## Dataset excerpt
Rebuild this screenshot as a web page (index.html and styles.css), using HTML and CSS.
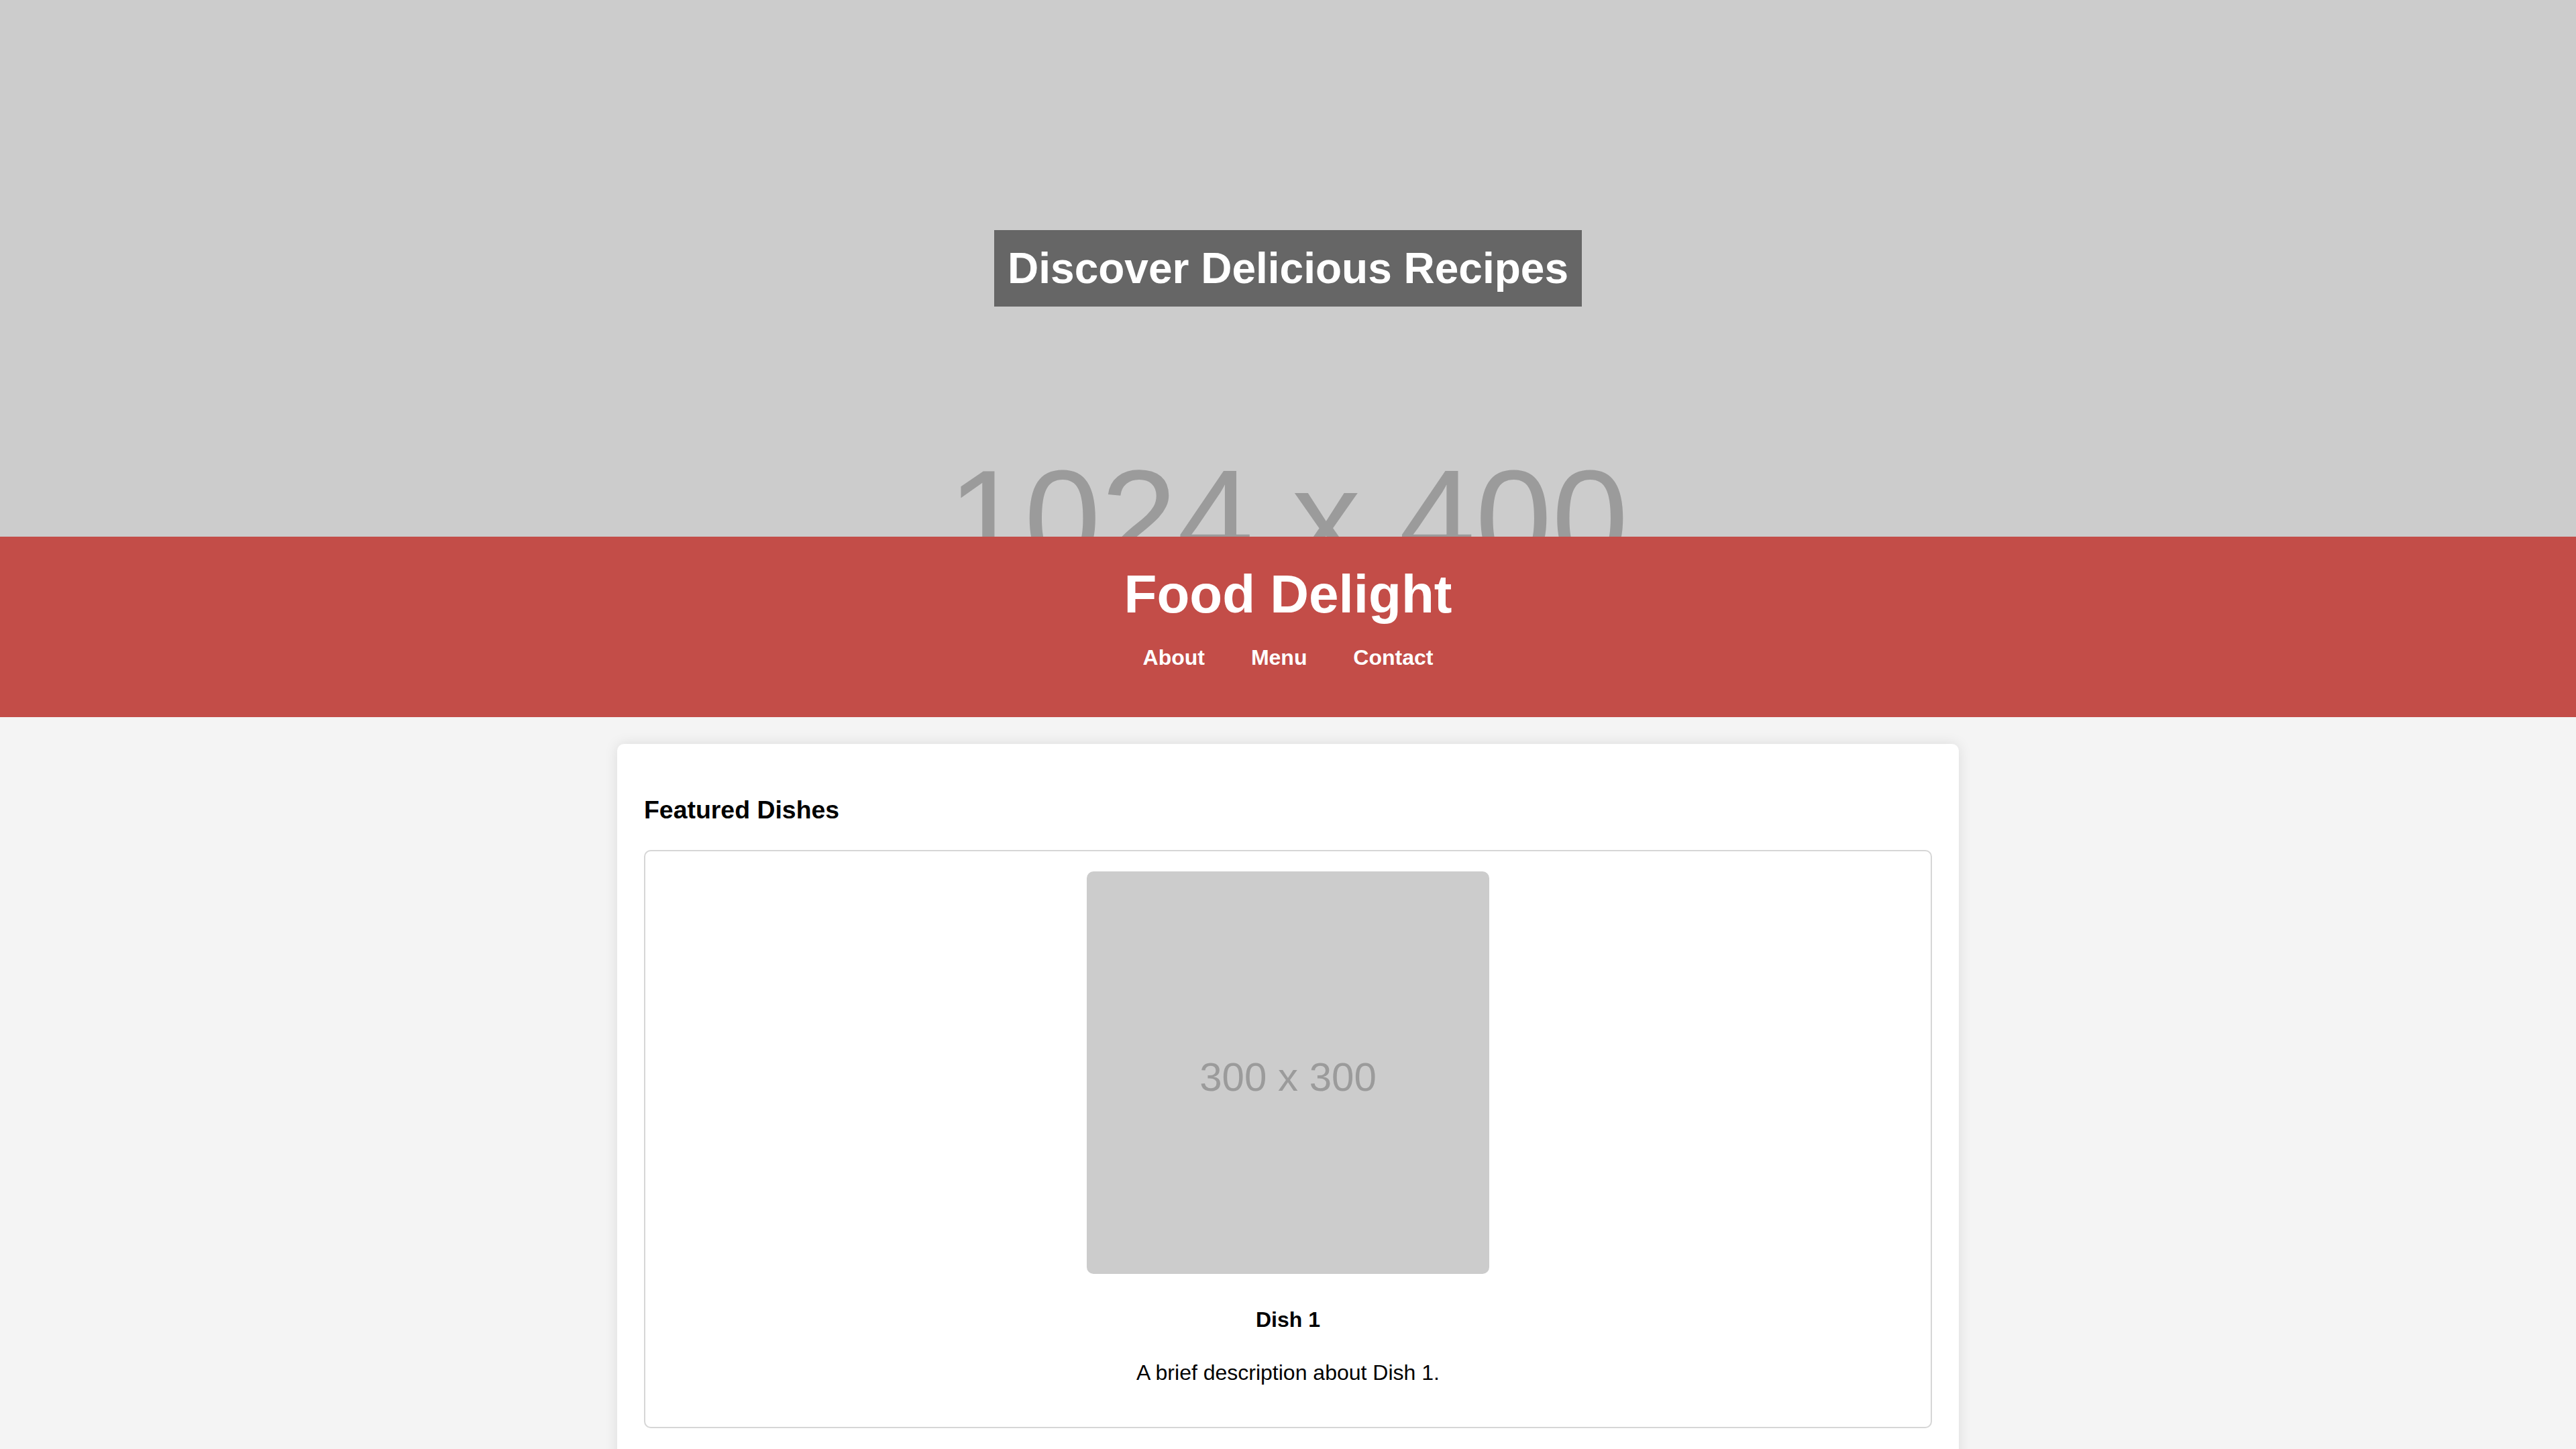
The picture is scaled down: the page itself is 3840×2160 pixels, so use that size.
FILE: index.html
```html
<!DOCTYPE html>
<html lang="en">
<head>
<meta charset="utf-8">
<title>Food Delight</title>
<link rel="stylesheet" href="styles.css">
</head>
<body>
  <section class="hero">
    <span class="hero-placeholder">1024 x 400</span>
    <h2 class="hero-title">Discover Delicious Recipes</h2>
  </section>

  <header class="site-header">
    <h1 class="site-title">Food Delight</h1>
    <nav class="site-nav">
      <ul class="nav-list">
        <li class="nav-item"><a class="nav-link" href="#about">About</a></li>
        <li class="nav-item"><a class="nav-link" href="#menu">Menu</a></li>
        <li class="nav-item"><a class="nav-link" href="#contact">Contact</a></li>
      </ul>
    </nav>
  </header>

  <main class="container">
    <h3 class="section-title">Featured Dishes</h3>
    <div class="dish">
      <div class="dish-img"><span class="dish-img-label">300 x 300</span></div>
      <h4 class="dish-name">Dish 1</h4>
      <p class="dish-desc">A brief description about Dish 1.</p>
    </div>
    <div class="dish">
      <div class="dish-img"><span class="dish-img-label">300 x 300</span></div>
      <h4 class="dish-name">Dish 2</h4>
      <p class="dish-desc">A brief description about Dish 2.</p>
    </div>
    <div class="dish">
      <div class="dish-img"><span class="dish-img-label">300 x 300</span></div>
      <h4 class="dish-name">Dish 3</h4>
      <p class="dish-desc">A brief description about Dish 3.</p>
    </div>
  </main>
</body>
</html>
```

FILE: styles.css
```css
html, body {
  margin: 0;
  padding: 0;
}

body {
  background: #f4f4f4;
  color: #000;
  font-family: "Liberation Sans", Arial, Helvetica, sans-serif;
}

/* Hero */
.hero {
  position: relative;
  height: 800px;
  background: #cccccc;
  overflow: hidden;
  display: flex;
  align-items: center;
  justify-content: center;
}

.hero-placeholder {
  position: absolute;
  left: 0;
  right: 0;
  top: 670px;
  text-align: center;
  font-size: 205px;
  line-height: 204px;
  color: #9b9b9b;
  white-space: nowrap;
}

.hero-title {
  position: relative;
  margin: 0;
  padding: 20px;
  background: rgba(0, 0, 0, 0.5);
  color: #fff;
  font-size: 64px;
  font-weight: bold;
  line-height: normal;
}

/* Header */
.site-header {
  background: #c34d48;
  color: #fff;
  text-align: center;
  padding: 40px 0;
}

.site-title {
  margin: 0;
  font-size: 80px;
  font-weight: bold;
  line-height: normal;
}

.nav-list {
  margin: 30px 0;
  padding: 0;
  list-style: none;
  font-size: 32px;
  line-height: normal;
}

.nav-item {
  display: inline;
}

.nav-link {
  color: #fff;
  text-decoration: none;
  font-weight: bold;
  margin: 0 30px;
}

/* Content card */
.container {
  width: 1920px;
  margin: 40px auto;
  padding: 40px;
  background: #fff;
  border-radius: 10px;
  box-shadow: 0 0 20px rgba(0, 0, 0, 0.1);
}

.section-title {
  margin: 37.44px 0;
  font-size: 37.44px;
  font-weight: bold;
  line-height: normal;
}

.dish {
  border: 2px solid #d6d6d6;
  border-radius: 10px;
  padding: 30px;
  margin-bottom: 40px;
  text-align: center;
}

.dish-img {
  width: 600px;
  height: 600px;
  margin: 0 auto;
  background: #cccccc;
  border-radius: 10px;
  display: flex;
  align-items: center;
  justify-content: center;
}

.dish-img-label {
  margin-top: 14px;
  color: #9b9b9b;
  font-size: 60px;
}

.dish-name {
  margin: 50px 0 42.56px;
  font-size: 32px;
  font-weight: bold;
  line-height: normal;
}

.dish-desc {
  margin: 32px 0;
  font-size: 32px;
  line-height: normal;
}
```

## Your goal
Print the complete listing exactly, apart from any pictures.

## Exercise solution
Rebuild this screenshot as a web page (index.html and styles.css), using HTML and CSS.
The picture is scaled down: the page itself is 3840×2160 pixels, so use that size.
FILE: index.html
```html
<!DOCTYPE html>
<html lang="en">
<head>
<meta charset="utf-8">
<title>Food Delight</title>
<link rel="stylesheet" href="styles.css">
</head>
<body>
  <section class="hero">
    <span class="hero-placeholder">1024 x 400</span>
    <h2 class="hero-title">Discover Delicious Recipes</h2>
  </section>

  <header class="site-header">
    <h1 class="site-title">Food Delight</h1>
    <nav class="site-nav">
      <ul class="nav-list">
        <li class="nav-item"><a class="nav-link" href="#about">About</a></li>
        <li class="nav-item"><a class="nav-link" href="#menu">Menu</a></li>
        <li class="nav-item"><a class="nav-link" href="#contact">Contact</a></li>
      </ul>
    </nav>
  </header>

  <main class="container">
    <h3 class="section-title">Featured Dishes</h3>
    <div class="dish">
      <div class="dish-img"><span class="dish-img-label">300 x 300</span></div>
      <h4 class="dish-name">Dish 1</h4>
      <p class="dish-desc">A brief description about Dish 1.</p>
    </div>
    <div class="dish">
      <div class="dish-img"><span class="dish-img-label">300 x 300</span></div>
      <h4 class="dish-name">Dish 2</h4>
      <p class="dish-desc">A brief description about Dish 2.</p>
    </div>
    <div class="dish">
      <div class="dish-img"><span class="dish-img-label">300 x 300</span></div>
      <h4 class="dish-name">Dish 3</h4>
      <p class="dish-desc">A brief description about Dish 3.</p>
    </div>
  </main>
</body>
</html>
```

FILE: styles.css
```css
html, body {
  margin: 0;
  padding: 0;
}

body {
  background: #f4f4f4;
  color: #000;
  font-family: "Liberation Sans", Arial, Helvetica, sans-serif;
}

/* Hero */
.hero {
  position: relative;
  height: 800px;
  background: #cccccc;
  overflow: hidden;
  display: flex;
  align-items: center;
  justify-content: center;
}

.hero-placeholder {
  position: absolute;
  left: 0;
  right: 0;
  top: 670px;
  text-align: center;
  font-size: 205px;
  line-height: 204px;
  color: #9b9b9b;
  white-space: nowrap;
}

.hero-title {
  position: relative;
  margin: 0;
  padding: 20px;
  background: rgba(0, 0, 0, 0.5);
  color: #fff;
  font-size: 64px;
  font-weight: bold;
  line-height: normal;
}

/* Header */
.site-header {
  background: #c34d48;
  color: #fff;
  text-align: center;
  padding: 40px 0;
}

.site-title {
  margin: 0;
  font-size: 80px;
  font-weight: bold;
  line-height: normal;
}

.nav-list {
  margin: 30px 0;
  padding: 0;
  list-style: none;
  font-size: 32px;
  line-height: normal;
}

.nav-item {
  display: inline;
}

.nav-link {
  color: #fff;
  text-decoration: none;
  font-weight: bold;
  margin: 0 30px;
}

/* Content card */
.container {
  width: 1920px;
  margin: 40px auto;
  padding: 40px;
  background: #fff;
  border-radius: 10px;
  box-shadow: 0 0 20px rgba(0, 0, 0, 0.1);
}

.section-title {
  margin: 37.44px 0;
  font-size: 37.44px;
  font-weight: bold;
  line-height: normal;
}

.dish {
  border: 2px solid #d6d6d6;
  border-radius: 10px;
  padding: 30px;
  margin-bottom: 40px;
  text-align: center;
}

.dish-img {
  width: 600px;
  height: 600px;
  margin: 0 auto;
  background: #cccccc;
  border-radius: 10px;
  display: flex;
  align-items: center;
  justify-content: center;
}

.dish-img-label {
  margin-top: 14px;
  color: #9b9b9b;
  font-size: 60px;
}

.dish-name {
  margin: 50px 0 42.56px;
  font-size: 32px;
  font-weight: bold;
  line-height: normal;
}

.dish-desc {
  margin: 32px 0;
  font-size: 32px;
  line-height: normal;
}
```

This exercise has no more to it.